I grab a coffee from a corner bodeg—dark roast, milk, no sugar—and lean against a lamppost to look up. The pre-war brick buildings lining the street are laced with black iron zig-zags. The fire escapes. They cling to the facades like iron vines, casting intricate geometric shadows across the windows.
They scream of a specific era of New York history. Born from 19th-century safety regulations, these external stairs were the cheaper alternative to restructuring interiors. Today, modern codes forbid them on new builds, making them architectural fossils. When you see a fire escape, you are looking at a survivor. I trace the line of the iron ladder with my eyes, imagining the generations who have sat on those landings on hot summer nights, smoking cigarettes and watching the theater of the street below.
The air shifts again, heavy with the scent of cumin, charcoal, and burnt sugar. You are never more than a block away from a food cart here. They are the city's open-air dining rooms, operating on corners from dawn until the bars close.
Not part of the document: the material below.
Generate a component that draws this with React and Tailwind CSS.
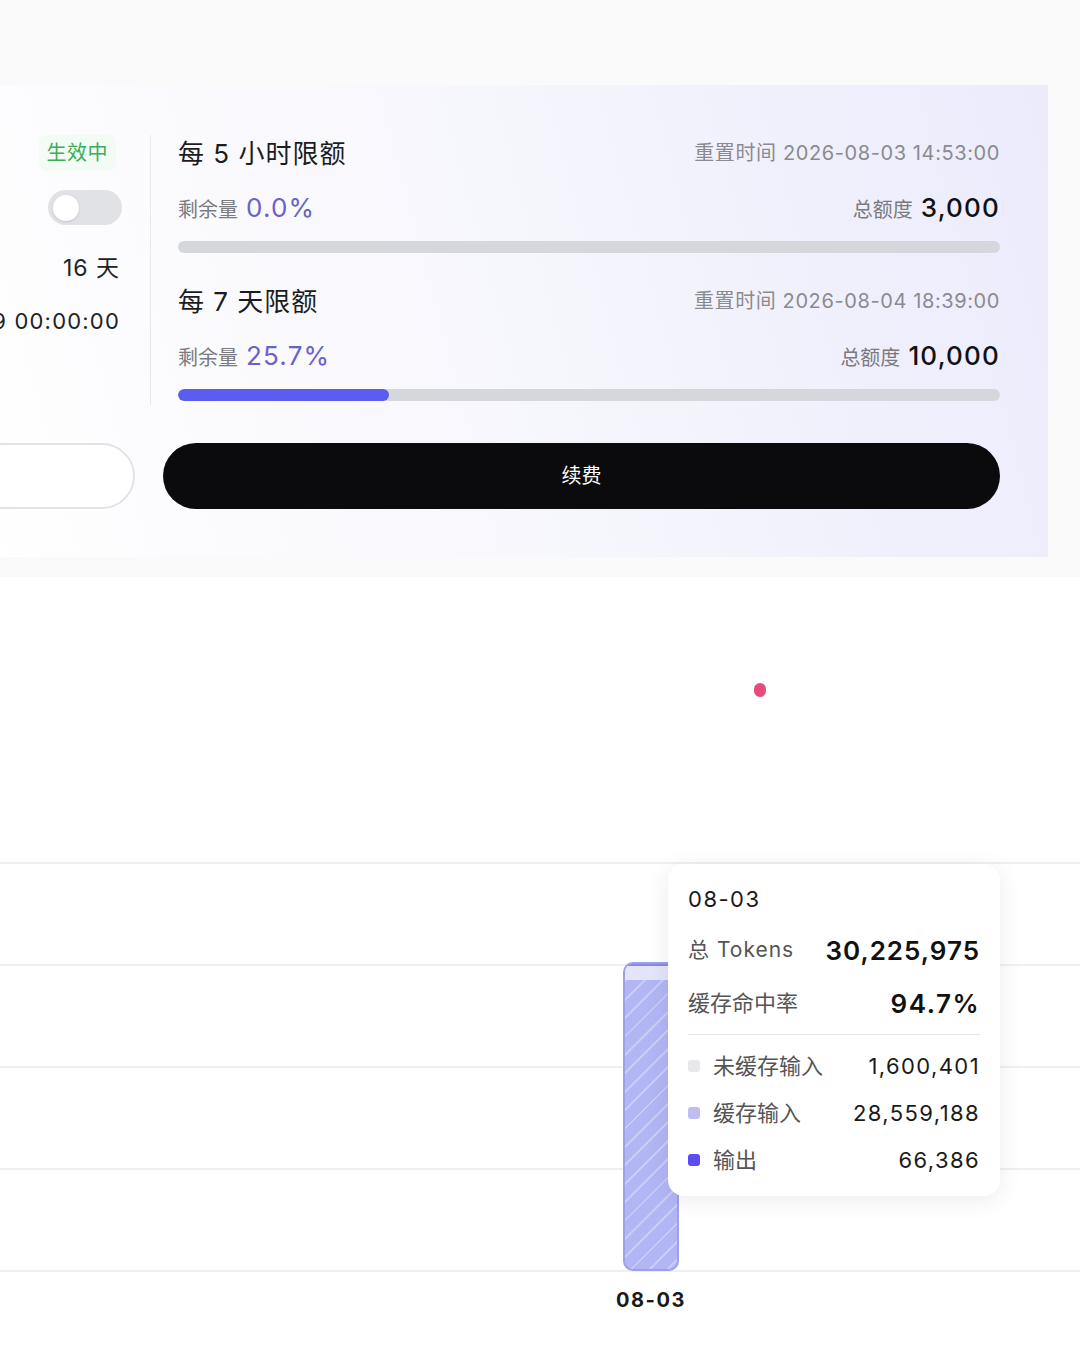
import React from 'react';

const font = { fontFamily: 'Inter, "Noto Sans CJK SC", sans-serif' };

const QuotaBlock = ({ title, resetAt, remain, total, percent, first }) => (
  <div className={first ? '' : 'mt-[30px]'}>
    <div className="flex items-center justify-between h-9">
      <span className="text-[26px] text-[#1c1c1e] tracking-[1px]">{title}</span>
      <span className="text-[20px] text-[#8a8a90] tracking-[0.6px]">重置时间 {resetAt}</span>
    </div>
    <div className="flex items-center justify-between h-9 mt-[18px]">
      <div className="flex items-baseline gap-2">
        <span className="text-[20px] text-[#7a7a80]">剩余量</span>
        <span className="text-[26px] text-[#6a62c6] tracking-[1.2px]">{remain}</span>
      </div>
      <div className="flex items-baseline gap-2">
        <span className="text-[20px] text-[#7a7a80]">总额度</span>
        <span className="text-[26px] font-medium text-[#111] tracking-[1.2px]">{total}</span>
      </div>
    </div>
    <div className="mt-4 h-3 rounded-full bg-[#d5d7dd] overflow-hidden">
      <div className="h-full rounded-full bg-[#5b5cf0]" style={{ width: `${percent}%` }} />
    </div>
  </div>
);

const LegendRow = ({ color, label, value }) => (
  <div className="flex items-center h-[30px]">
    <span className={`w-3 h-3 rounded-[3px] ${color}`} />
    <span className="ml-[13px] text-[22px] text-[#555]">{label}</span>
    <span className="ml-auto text-[22px] tracking-[1.4px] text-[#1a1a1a]">{value}</span>
  </div>
);

export default function App() {
  return (
    <div className="w-[1080px] h-[1353px] overflow-hidden bg-[#fafafa]" style={font}>
      {/* plan card */}
      <div className="pt-[85px]">
        <div className="ml-[-240px] w-[1288px] pl-6 pr-12 pb-12 bg-[linear-gradient(75deg,#ffffff_15%,#f7f7fd_55%,#ebebfc_100%)]">
          <div className="flex pt-[50px]">
            <div className="w-[338px] flex flex-col items-end">
              <span className="h-9 px-2 flex items-center rounded-lg bg-[#f3fbf4] text-[20px] text-[#3aae57] tracking-[0.5px] mr-[6px]">生效中</span>
              <div className="mt-[19px] w-[74px] h-[35px] rounded-full bg-[#e1e2e6] flex items-center px-[5px]">
                <span className="w-[26px] h-[26px] rounded-full bg-white shadow-sm" />
              </div>
              <span className="mt-[28px] h-[30px] flex items-center text-[23px] text-[#222] tracking-[1px] mr-[2px]">16 天</span>
              <span className="mt-[23px] h-[30px] flex items-center text-[22px] text-[#222] tracking-[1.2px] mr-[2px]">2026-08-19 00:00:00</span>
            </div>
            <div className="ml-7 w-px bg-[#e8e8ee] mb-[-4px]" />
            <div className="ml-[27px] w-[822px]">
              <QuotaBlock first title="每 5 小时限额" resetAt="2026-08-03 14:53:00" remain="0.0%" total="3,000" percent={0} />
              <QuotaBlock title="每 7 天限额" resetAt="2026-08-04 18:39:00" remain="25.7%" total="10,000" percent={25.7} />
            </div>
          </div>
          <div className="flex gap-7 mt-[42px]">
            <button className="w-[351px] h-[66px] rounded-full border-2 border-[#e4e4e8] bg-white text-[20px] text-[#222]">升级</button>
            <button className="flex-1 h-[66px] rounded-full bg-[#0b0b0d] text-[20px] text-white">续费</button>
          </div>
        </div>
      </div>

      {/* usage chart */}
      <div className="mt-5 bg-white h-[776px]">
        <div className="pt-[106px] pl-[754px]">
          <span className="block w-3 h-[14px] rounded-full bg-[#e84a7c]" />
        </div>
        <div className="relative mt-[165px] h-[410px] flex flex-col justify-between">
          <div className="h-[2px] bg-[#efeff1]" />
          <div className="h-[2px] bg-[#efeff1]" />
          <div className="h-[2px] bg-[#efeff1]" />
          <div className="h-[2px] bg-[#efeff1]" />
          <div className="h-[2px] bg-[#efeff1]" />

          <div className="absolute left-[623px] bottom-[1px] w-14 h-[309px] rounded-[10px] border-2 border-[#9ea0e8] bg-[#b3b6f5] overflow-hidden flex flex-col">
            <div className="h-[2px] bg-[#6f66e6] opacity-60" />
            <div className="h-[14px] bg-[#e4e5fb]" />
            <div className="flex-1 bg-[repeating-linear-gradient(135deg,rgba(255,255,255,0.3)_0_2px,transparent_2px_13px)]" />
          </div>

          <div className="absolute left-[668px] top-[2px] w-[332px] rounded-2xl bg-white shadow-[0_4px_24px_rgba(0,0,0,0.08)] px-5 pt-[21px] pb-[21px]">
            <div className="h-7 flex items-center text-[22px] text-[#1a1a1a] tracking-[1.5px]">08-03</div>
            <div className="mt-[19px] h-9 flex items-center justify-between">
              <span className="text-[21px] text-[#555] tracking-[1px]">总 Tokens</span>
              <span className="text-[26px] font-semibold text-[#111] tracking-[1px]">30,225,975</span>
            </div>
            <div className="mt-[17px] h-9 flex items-center justify-between">
              <span className="text-[22px] text-[#555]">缓存命中率</span>
              <span className="text-[26px] font-semibold text-[#111] tracking-[1.5px]">94.7%</span>
            </div>
            <div className="mt-[13px] h-px bg-[#e6e6ea]" />
            <div className="mt-[16px] flex flex-col gap-[17px]">
              <LegendRow color="bg-[#e8e8ec]" label="未缓存输入" value="1,600,401" />
              <LegendRow color="bg-[#bfbdf2]" label="缓存输入" value="28,559,188" />
              <LegendRow color="bg-[#5a4ef0]" label="输出" value="66,386" />
            </div>
          </div>
        </div>
        <div className="mt-[13px] pl-[611px]">
          <span className="block w-20 h-7 text-center text-[20px] font-bold text-[#1a1a1a] tracking-[1.5px]">08-03</span>
        </div>
      </div>
    </div>
  );
}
I watch a vendor expertly chop chicken on a flat-top grill, the metal spatula ringing like a bell against the steel.
Traffic crawls by in a river of yellow. While rideshare apps have conquered the globe, the yellow taxi remains the king of this asphalt jungle. There are moments, especially during the surge pricing of a rainy rush hour, where the old-school taxi is actually the budget-friendly option.
"Taxi or app?" I ask the vendor as he hands me a foil-wrapped plate, the heat radiating through the aluminum.
"Yellow cab," he says without looking up, his focus entirely on the next order. "The app follows the map. The cab driver knows the alleyways."

I stand there on the corner, eating spiced chicken near a hissing steam pipe, under the shadow of a century-old fire escape. This is the texture of the city that the guidebooks often miss in favor of museums and observation decks. It isn't the polished glass of the new skyscrapers that makes this place feel alive. It is the friction. It is the functional, gritty, unplanned layers of history—the steam, the steel, and the noise—that truly define New York.